Recently, it was confirmed that over 3,000 British workers will take part in a trial of the four-day working week, running from June to December 2022.

With potential to spark a radical shift in UK working patterns, opinions are divided on whether the change is realistic, or simply the latest fad.

Around 60 companies are due to be involved in the British trial, which makes it the largest pilot scheme to take place in the world so far.

Who is participating in the trial?

A wide variety of businesses and charities are due to take part in the four-day working week trial, which is being led by academics at Cambridge and Oxford University, alongside campaign groups such as 4 Day Week Global.

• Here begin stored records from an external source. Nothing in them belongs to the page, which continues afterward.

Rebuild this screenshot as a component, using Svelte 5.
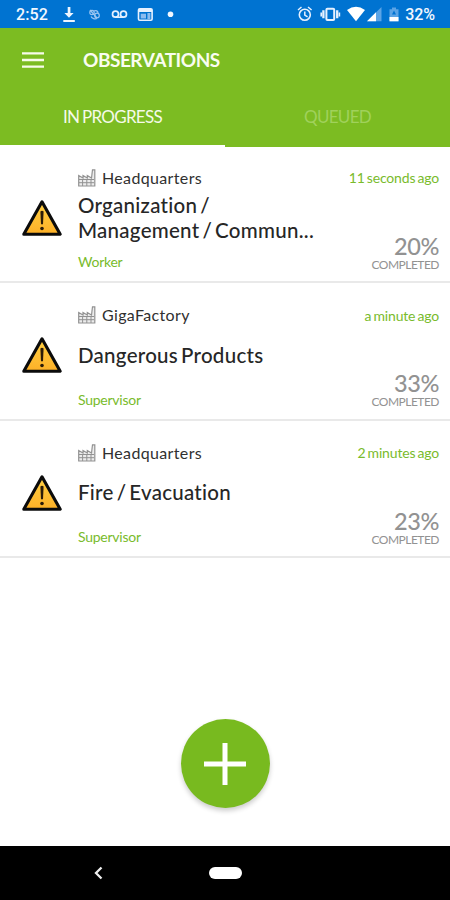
<script>
  const observations = [
    { site: 'Headquarters', title: ['Organization /', 'Management / Commun...'], role: 'Worker', time: '11 seconds ago', percent: 20 },
    { site: 'GigaFactory', title: ['Dangerous Products'], role: 'Supervisor', time: 'a minute ago', percent: 33 },
    { site: 'Headquarters', title: ['Fire / Evacuation'], role: 'Supervisor', time: '2 minutes ago', percent: 23 }
  ];
</script>

<div class="screen">
  <div class="status">
    <span class="clock">2:52</span>
    <svg class="notices" width="120" height="28" viewBox="56 0 120 28" fill="none" stroke="#e6f1ff">
      <path d="M67.7 7h2.7v6h3.2L69 17.8 64.400 13h3.300zM63.300 20h11.500v2H63.300z" fill="#eef6ff" stroke="none" />
      <g stroke="#9bc5f1" stroke-width="1.200">
        <circle cx="92" cy="12.500" r="2.200" /><circle cx="97" cy="15.500" r="2.300" />
        <path d="M90 10l7 8M91 16.500c1 2 4 3 6 2M94 11c2-1 4 0 4 2" />
      </g>
      <circle cx="115.500" cy="14.200" r="3" stroke-width="1.700" />
      <circle cx="123.500" cy="14.200" r="3" stroke-width="1.700" />
      <path d="M115.500 17.200h8" stroke-width="1.600" />
      <rect x="138.500" y="8.700" width="13.600" height="11.600" rx="1.200" stroke-width="1.600" />
      <path d="M138.500 10.500h13.600" stroke-width="3" />
      <path d="M140.700 13.700h5.300v4.800h-5.300z" fill="#8bbcf0" stroke="none" />
      <path d="M148.900 13v6" stroke="#8bbcf0" stroke-width="3" />
      <circle cx="170.500" cy="14.300" r="2.800" fill="#f2f8ff" stroke="none" />
    </svg>
    <svg class="system" width="106" height="28" viewBox="296 0 106 28" fill="none" stroke="#e6f1ff">
      <circle cx="304.800" cy="14.700" r="5.500" stroke-width="1.600" />
      <path d="M298 10l3.500-3M311.600 10L308 7M304.800 11.500v3.700l2.800 1.700" stroke-width="1.500" />
      <rect x="326.400" y="8.700" width="7.800" height="11.400" rx="1" stroke-width="2" />
      <path d="M323.400 10.200v8M337.200 10.200v8" stroke-width="2.300" />
      <path d="M321.200 12.500v4M339.400 12.500v4" stroke-width="1.600" />
      <path d="M347 10q9-6.500 18 0L356 21.300z" fill="#fff" stroke="none" />
      <path d="M367 21.300L381.500 7v14.300z" fill="#5ba4e6" stroke="none" />
      <path d="M367 21.300l9-9v9z" fill="#fff" stroke="none" />
      <path d="M392 7.500h4v1.700h2.500v12h-9v-12h2.500z" fill="#5ba4e6" stroke="none" />
      <path d="M389.500 17h9v4.300h-9z" fill="#fff" stroke="none" />
      <path d="M394 10.500l-2 4h4z" fill="#0073d1" stroke="none" />
    </svg>
    <span class="battery">32%</span>
  </div>

  <header>
    <div class="bar">
      <svg width="22" height="16" viewBox="0 0 22 16"><path d="M0 1.400h22M0 8h22M0 14.600h22" stroke="#f7fbea" stroke-width="2.400" /></svg>
      <h1>OBSERVATIONS</h1>
    </div>
    <nav>
      <div class="tab active"><span>IN PROGRESS</span></div>
      <div class="tab"><span>QUEUED</span></div>
    </nav>
  </header>

  <main>
    {#each observations as item}
      <article>
        <svg class="warning" width="42" height="38" viewBox="0 0 42 38">
          <defs>
            <linearGradient id="amber" x1="0" y1="0" x2="0" y2="1"><stop stop-color="#ffd044" /><stop offset="1" stop-color="#fdb027" /></linearGradient>
          </defs>
          <path d="M21 2.800L39.200 35.200H2.800z" fill="url(#amber)" stroke="#0b0b0b" stroke-width="3.100" stroke-linejoin="round" />
          <path d="M19.400 12.500q1.600-1.500 3.200 0l-.6 12.800h-2z" fill="#2b1b08" />
          <circle cx="21" cy="29.500" r="1.800" fill="#2b1b08" />
        </svg>
        <div class="details">
          <div class="site">
            <svg width="18" height="18" viewBox="0 0 18 18" fill="none" stroke="#929292">
              <path d="M.7 17V6.500L5 9V6.500L9.300 9V6.500L13.500 9l1-8.200h2.300V17z" fill="#ececec" stroke-width="1.200" />
              <path d="M1 10.500h15M1 13.700h15M4.600 10.500V17M8.800 10.500V17M13 10.500V17" stroke-width="1" />
            </svg>
            <span>{item.site}</span>
          </div>
          <h2>{#each item.title as line}<span>{line}</span>{/each}</h2>
          <div class="role">{item.role}</div>
        </div>
        <div class="meta">
          <div class="time">{item.time}</div>
          <div class="progress">
            <strong>{item.percent}%</strong>
            <span>COMPLETED</span>
          </div>
        </div>
      </article>
    {/each}
    <button aria-label="Add observation">
      <svg width="42" height="42" viewBox="0 0 42 42"><path d="M21 0v42M0 21h42" stroke="#fff" stroke-width="5" /></svg>
    </button>
  </main>

  <footer>
    <svg width="9" height="14" viewBox="0 0 9 14"><path d="M7.500 1.500L2 7l5.500 5.500" fill="none" stroke="#eee" stroke-width="2.300" /></svg>
    <div class="home"></div>
  </footer>
</div>

<style>
  :global(body) { margin: 0; }
  .screen {
    width: 450px; height: 900px; overflow: hidden; background: #fff;
    display: flex; flex-direction: column; font-family: Lato, "Open Sans", sans-serif;
    font-variant-ligatures: none;
  }
  .status {
    height: 28px; flex: none; box-sizing: border-box; padding: 0 15px 0 16px; background: #0073d1;
    display: flex; align-items: center; color: #f2f8ff; font: 500 16px/28px Roboto, sans-serif;
  }
  .status span { position: relative; top: 1px; white-space: nowrap; }
  .clock { width: 40px; letter-spacing: .15px; }
  .system { margin-left: auto; }
  .battery { width: 33px; text-align: right; letter-spacing: -.1px; }
  header { height: 119px; flex: none; background: #7cbc22; display: flex; flex-direction: column; }
  .bar { height: 64px; display: flex; align-items: center; padding-left: 22px; }
  h1 { margin: 0 0 0 39px; font-size: 19px; line-height: 24px; font-weight: 700; color: #f9fdf0; letter-spacing: -.47px; }
  nav { flex: 1; display: flex; }
  .tab {
    flex: 1; box-sizing: border-box; border-bottom: 2.500px solid transparent; padding-top: 13px;
    text-align: center; font-size: 17px; line-height: 24px; letter-spacing: -.7px; color: #a0d15b;
  }
  .active { border-color: #fff; color: #f5fae9; }
  .active span { word-spacing: -1px; }
  main { flex: 1; display: flex; flex-direction: column; margin-top: -1.500px; }
  article {
    height: 137.500px; flex: none; box-sizing: border-box; border-bottom: 2px solid #e9e9e9;
    display: flex; align-items: stretch; padding: 0 11px 0 21px;
  }
  .warning { margin-top: 53px; flex: none; }
  .details { width: 260px; margin-left: 15px; display: flex; flex-direction: column; padding-top: 22px; }
  .site { height: 20px; display: flex; align-items: center; gap: 6px; font-size: 16px; line-height: 20px; letter-spacing: .35px; color: #303030; }
  h2 {
    height: 60px; margin: 0; display: flex; flex-direction: column; justify-content: center;
    font-size: 20.500px; line-height: 25px; font-weight: 500; color: #262626; letter-spacing: .27px; word-spacing: -2.400px; white-space: nowrap;
  }
  .role { margin-top: 5.500px; font-size: 14px; line-height: 18px; letter-spacing: -.25px; color: #79bb2c; }
  .meta { flex: 1; display: flex; flex-direction: column; justify-content: space-between; text-align: right; padding: 23.500px 0 9.500px; white-space: nowrap; }
  .time { font-size: 14px; line-height: 18px; letter-spacing: -.17px; word-spacing: -1.300px; color: #79bb2c; }
  .progress { display: flex; flex-direction: column; color: #929292; }
  .progress strong { font-size: 23.500px; line-height: 24px; font-weight: 500; letter-spacing: -.4px; }
  .progress span { font-size: 12px; line-height: 14px; letter-spacing: -.5px; }
  button {
    width: 89px; height: 89px; margin: 161px auto 0; padding: 0; border: 0; border-radius: 50%; background: #78ba1f;
    display: flex; align-items: center; justify-content: center; box-shadow: 0 3px 5px rgba(0, 0, 0, .2);
  }
  footer { height: 54px; flex: none; background: #000; display: flex; align-items: center; padding-left: 94px; box-sizing: border-box; }
  .home { width: 33px; height: 12px; border-radius: 6px; background: #fff; margin-left: 106px; }
</style>
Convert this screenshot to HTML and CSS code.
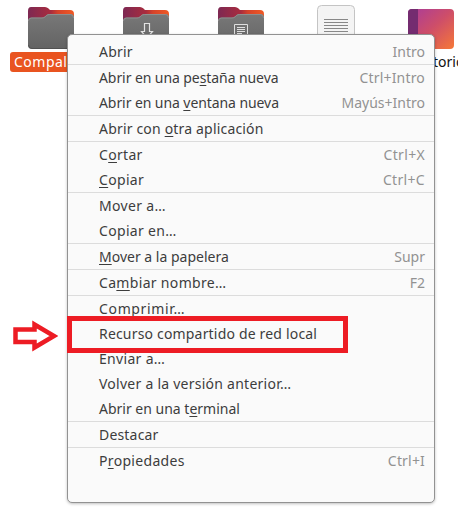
FILE: index.html
```
<!DOCTYPE html>
<html lang="es">
<head>
<meta charset="utf-8">
<title>Archivos</title>
<link rel="stylesheet" href="styles.css">
</head>
<body>
<svg class="defs" width="0" height="0" aria-hidden="true">
  <defs>
    <linearGradient id="back" x1="0" x2="1" y1="0" y2="0"><stop offset="0" stop-color="#7d2853"/><stop offset=".5" stop-color="#a92c3e"/><stop offset=".65" stop-color="#d5432b"/><stop offset="1" stop-color="#f05a24"/></linearGradient>
    <linearGradient id="front" x1="0" x2="0" y1="0" y2="1"><stop offset="0" stop-color="#787878"/><stop offset="1" stop-color="#636363"/></linearGradient>
    <linearGradient id="desk" x1="0" x2="1" y1="0" y2="1"><stop offset="0" stop-color="#a83b9c"/><stop offset=".5" stop-color="#ce4e69"/><stop offset="1" stop-color="#f67837"/></linearGradient>
    <symbol id="folder" viewBox="0 0 46 43">
      <path fill="url(#back)" d="M3 0H17Q19 0 20.500 1.500L22 3H42Q46 3 46 7V38H0V4Q0 0 3 0Z"/>
      <path fill="url(#front)" d="M0 14Q0 10.500 3.500 10.500H14Q16 10.500 17.500 9L18.500 8Q19.500 7 21.500 7H42.500Q46 7 46 10.500V38Q46 42 42 42H4Q0 42 0 38Z"/>
      <path fill="none" stroke="#969696" stroke-width=".8" d="M.5 14Q.5 11 3.500 11H14Q16 11 17.500 9.500L18.500 8.500Q19.500 7.500 21.500 7.500H42.500Q45.500 7.500 45.500 11"/>
      <path fill="none" stroke="#4d4d4d" stroke-width=".8" d="M.5 38Q.5 41.500 4 41.500H42Q45.500 41.500 45.500 38"/>
    </symbol>
  </defs>
</svg>
<main class="desktop">
  <section class="files">
    <div class="file"><svg class="icon"><use href="#folder"/></svg><span class="label selected">Compal</span></div>
    <div class="file"><svg class="icon"><use href="#folder"/><path d="M21.500 16.500H26.500V24.500H29.500L24 31 18.500 24.500H21.500Z" fill="none" stroke="#e2e2e2" stroke-width="1.200"/></svg></div>
    <div class="file"><svg class="icon"><use href="#folder"/><path d="M16.500 17.500H29.500V31H16.500ZM19 20.500H27M19 22.500H27M19 24.500H27M19 26.500H24" fill="none" stroke="#dedede"/></svg></div>
    <div class="file paper"><svg width="38" height="46"><rect x=".5" y=".5" width="37" height="45" rx="4" fill="#f4f4f4" stroke="#c4c4c4"/><path d="M7 14.500H31M7 17.500H31M7 20.500H31M7 23.500H31M7 26.500H31" stroke="#888"/></svg></div>
    <div class="file desk"><svg width="46" height="40"><rect width="46" height="40" rx="4" fill="url(#desk)"/><path d="M4 0H10V40H4Q0 40 0 36V4Q0 0 4 0Z" fill="#742c70"/></svg><span class="label">torio</span></div>
  </section>
  <nav class="menu">
    <ul><li><span class="wide">Abrir</span><kbd>Intro</kbd></li></ul>
    <ul><li><span class="tight">Abrir en una pe<u>s</u>taña nueva</span><kbd class="wide">Ctrl+Intro</kbd></li><li><span class="tight">Abrir en una <u>v</u>entana nueva</span><kbd>Mayús+Intro</kbd></li></ul>
    <ul><li><span class="wide">Abrir con <u>o</u>tra aplicación</span></li></ul>
    <ul><li><span class="wider">C<u>o</u>rtar</span><kbd class="wider">Ctrl+X</kbd></li><li><span class="wider"><u>C</u>opiar</span><kbd class="wider">Ctrl+C</kbd></li></ul>
    <ul><li><span class="wider">Mover a…</span></li><li><span class="wider">Copiar en…</span></li></ul>
    <ul><li><span><u>M</u>over a la papelera</span><kbd>Supr</kbd></li></ul>
    <ul><li><span class="wider">Ca<u>m</u>biar nombre…</span><kbd>F2</kbd></li></ul>
    <ul><li><span class="widest">C<u>o</u>mprimir…</span></li><li><span class="wide">Recurso compartido de red local</span></li><li><span class="wider">Enviar a…</span></li><li><span class="volver">Volver a la versión anterior…</span></li><li><span>Abrir en una t<u>e</u>rminal</span></li></ul>
    <ul><li><span class="wide">Destacar</span></li></ul>
    <ul><li><span class="wider">P<u>r</u>opiedades</span><kbd class="wide">Ctrl+I</kbd></li></ul>
  </nav>
  <div class="highlight"></div>
  <svg class="arrow" width="46" height="32"><path d="M3.500 9.500H22.500V4.500L42 16 22.500 27.500V22H3.500Z" fill="#fff" stroke="#ed1c24" stroke-width="4.500"/></svg>
</main>
</body>
</html>
```
FILE: styles.css
```
* { box-sizing: border-box; }
body { margin: 0; background: #fff; font: 14px/25px "Noto Sans", sans-serif; color: #3d3d3d; }
.defs { position: absolute; }
.desktop { position: relative; width: 458px; height: 532px; overflow: hidden; }
.files { display: grid; grid-template-columns: repeat(4, 95px) 46px; padding: 7px 0 0 28px; }
.file { position: relative; height: 66px; }
.file svg { display: block; }
.icon { width: 46px; height: 43px; }
.icon use { width: 46px; height: 43px; }
.paper { padding: 0 0 0 4px; margin-top: -2px; }
.desk { padding-top: 2px; }
.label { position: absolute; top: 45px; left: 5px; height: 20px; line-height: 20px; color: #111; white-space: nowrap; }
.desk .label { left: 25px; }
.selected { left: -18px; width: 82px; padding: 0 4px; border-radius: 3px; background: #e95420; color: #fff; letter-spacing: .5px; }
.menu { position: absolute; left: 67px; top: 34px; width: 368px; height: 469px; padding-top: 4px; background: #fafafa; border: 1px solid #929292; border-radius: 5px; box-shadow: 0 1px 3px rgba(0,0,0,.25); }
.menu ul { list-style: none; margin: 0; padding: 0; }
.menu ul + ul { border-top: 1px solid #dcdcdc; }
.menu li { display: flex; justify-content: space-between; height: 25px; padding: 0 9px 0 31px; white-space: nowrap; }
.menu kbd { font: inherit; color: #929292; }
.menu u { text-decoration-thickness: 1px; text-underline-offset: 2px; text-decoration-skip-ink: none; }
.wide { letter-spacing: .18px; }
.wider { letter-spacing: .32px; }
.widest { letter-spacing: .65px; }
.volver { letter-spacing: .25px; }
.tight { letter-spacing: -.08px; }
.highlight { position: absolute; left: 67px; top: 316px; width: 281px; height: 37px; border: 5px solid #ed1c24; }
.arrow { position: absolute; left: 12px; top: 320px; }
```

So far, the participants include:

  • A brewing company in London
  • A marketing agency in Leeds
  • A medical devices company in Manchester
  • A nationwide home care provider
  • A recruitment company in Exeter

While the above snapshot represents a wide variety of workplaces, it is important to note that most of the companies involved have traditionally operated in office-based environments.

Already, this could strengthen the argument that only certain sectors can adopt a four-day week, with those that provide a physical service likely to face challenges.

Manufacturing and retail are two strong examples of this, both requiring a significant amount of organisational change to adapt.

Although this is not impossible, the barriers involved are likely to place the four-day working week in a less favourable position for these employers.

How could employers benefit from a four-day week?

An improvement to working conditions has been highlighted as the most prominent benefit of a four-day working week.

By adopting a shorter week, crucially without any reduction in pay, employers are hoping to see higher levels of productivity across the workforce.

If employees feel that they have a positive work-life balance, in which they are not being overworked, their morale and engagement are likely to improve.

In time, this should create an effective working environment where employees are consistently motivated, allowing employers to attract and retain the best available talent.

With the trial seeking to examine the impact of a new working pattern on various companies, the pros and cons will only become clearer as time goes on.

Why is the trial taking place?

The Covid-19 pandemic is the main driving force behind the four-day week trial. Most companies had no choice but to re-assess their working patterns during this time, leading to a substantial rise in hybrid and flexible arrangements.

These practices have already diverged from the traditional working experience for many, creating belief that the four-day working week is both achievable and effective.

One trial participant has suggested that adopting the change would be a means of responding to an “incredibly competitive” labour market.

Mark Downs, Chief Executive of the Royal Society of Biology, has used this suggestion to reinforce the need for attracting and retaining talent, stating that the innovative approach is “great for everybody”.

The society has 35 staff working remotely, all of which have reacted positively to the news of the trial. To ensure that the society remains open five days a week, workers are set to be split between Monday-to-Thursday shifts and Tuesday-to-Friday shifts.

Joe O’Connor, Chief Executive of 4 Day Week Global, has supported arrangements like this.

Like many, he argues that Covid-19 has changed the working world forever, with employers now embracing innovation in the name of greater quality, rather than greater quantity.

In terms of real-life application, a manufacturing firm in Derbyshire has already adopted a permanent four-day working week.

So far, the change has been widely beneficial to the organisation, perhaps debunking the argument that only certain sectors can adapt.

Is this the future for UK workers?

The outcome of this trial could be hugely significant, as it opposes what has been an accepted norm for decades.

As we have shown in this article, there are many viewpoints on the possibility of a four-day working week, each fuelled by different factors which offer their own unique challenges.

It will be interesting to monitor the trial as it progresses, paying close attention to the number of companies who decide to adopt the change permanently.